India’s economy registered a growth rate of 6.2% in the third quarter of the financial year 2024-25, as per the latest data released by the National Statistics Office (NSO) under the Ministry of Statistics and Programme Implementation (MoSPI). The nominal GDP growth rate for the same quarter has been estimated at 9.9%, reflecting a steady expansion in economic activity despite ongoing global challenges. The revised data also indicated that real GDP growth for the second quarter of FY 2024-25 was adjusted upward to 5.6%, suggesting that the economy is performing better than earlier projections had indicated.
For the full financial year 2023-24, India recorded an impressive real GDP growth rate of 9.2%, marking the highest annual expansion in the past 12 years, excluding the post-pandemic rebound witnessed in 2021-22. The government now projects that for the entire financial year 2024-25, GDP will expand by 6.5%, slightly above the previous estimate of 6.4%. However, even with this upward revision, the projected growth rate would still be the slowest in four years. The slowdown reflects both domestic and international economic challenges, including sluggish global trade, geopolitical tensions, inflationary pressures, and tightening monetary policies by central banks worldwide.
A significant contributor to economic growth in the October-December quarter was a surge in rural demand, driven by a favourable monsoon season that boosted agricultural productivity. Improved yields in major Kharif crops, such as rice, maize, and pulses, resulted in higher rural incomes, which in turn fueled consumption. As a result, the agriculture sector is projected to have expanded by 4.5% in Q3 FY25, a remarkable improvement from the mere 0.4% recorded in the same period last year. This sharp rise underscores the crucial role that agriculture continues to play in India’s economic landscape, especially in supporting rural livelihoods and demand.

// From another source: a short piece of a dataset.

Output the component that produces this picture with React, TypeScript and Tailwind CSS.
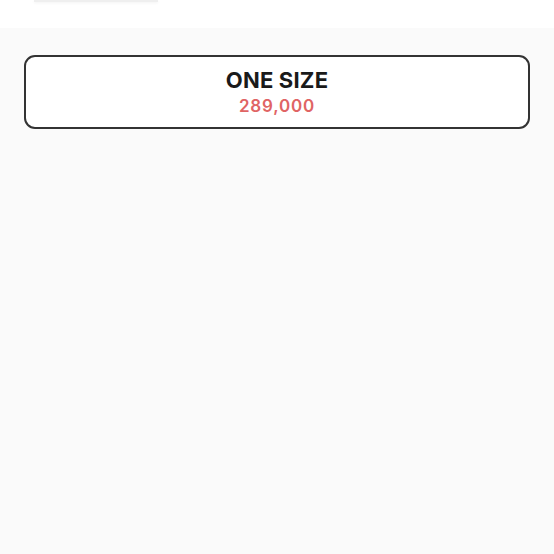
import React from 'react';

const App: React.FC = () => {
  return (
    <div className="w-[554px] h-[554px] bg-[#fafafa] flex flex-col" style={{ fontFamily: 'Inter, "Noto Sans", sans-serif' }}>
      <div className="h-[28px] bg-white shrink-0">
        <div className="ml-[34px] w-[124px] h-[2px] bg-[#efefef] shadow-[0_1px_3px_rgba(0,0,0,0.06)]" />
      </div>
      <div className="px-[24px] pt-[27px]">
        <div className="h-[74px] rounded-[11px] border-2 border-[#333333] bg-white flex flex-col items-center justify-center">
          <div className="text-[22px] leading-[26px] font-bold text-[#1a1a1a] tracking-[0.2px]">ONE SIZE</div>
          <div className="mt-[2px] text-[17px] leading-[22px] font-semibold text-[#e06464] tracking-[0.8px]">289,000</div>
        </div>
      </div>
    </div>
  );
};

export default App;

Apart from agriculture, industrial output and services also contributed to overall economic growth. The manufacturing sector saw a moderate pickup in activity, supported by increased domestic demand and stable commodity prices. However, weak external demand due to global trade uncertainties weighed on India’s export performance, limiting the pace of expansion in industrial output. Meanwhile, the services sector, which accounts for more than 50% of India’s GDP, continued to demonstrate resilience, driven by robust demand in financial services, IT, retail, and hospitality.
Upasna Bhardwaj, Chief Economist at Kotak Mahindra Bank, analyzed the latest GDP figures, stating that while upward revisions to past GDP data indicate strength in economic fundamentals, the FY25 figures remain relatively stable, primarily due to improved second-quarter estimates. She further noted that the Q3 FY25 GDP growth rate of 6.2% was broadly in line with market expectations. However, Bhardwaj expressed skepticism regarding the Central Statistics Office’s (CSO) implied fourth-quarter GDP growth projection of around 7.5%, calling it "significantly optimistic." She anticipates that the final GDP growth figure for FY25 will likely be 20-30 basis points lower than the CSO’s estimate. Looking ahead, she forecasts that India’s GDP growth in FY26 will be approximately 6.4%, though she cautioned that downside risks persist, particularly due to global trade uncertainties, volatility in crude oil prices, and potential shifts in monetary policy by major central banks.
Despite these concerns, India remains one of the world’s fastest-growing major economies, supported by strong domestic demand, government-led infrastructure spending, and sustained industrial and services sector activity. However, inflationary pressures, uncertainty over global interest rate movements, and geopolitical tensions could impact economic growth in the coming quarters. Policymakers are expected to closely monitor these factors while formulating strategies to sustain growth momentum and ensure economic stability.
Going forward, key areas to watch include private sector investment trends, government spending patterns, export competitiveness, and the Reserve Bank of India’s monetary policy stance. With elections on the horizon, fiscal policies and economic stimulus measures may also play a role in shaping India’s growth trajectory in the upcoming quarters. Investors, businesses, and consumers alike will be closely watching economic indicators to assess the resilience and direction of the Indian economy in the near future.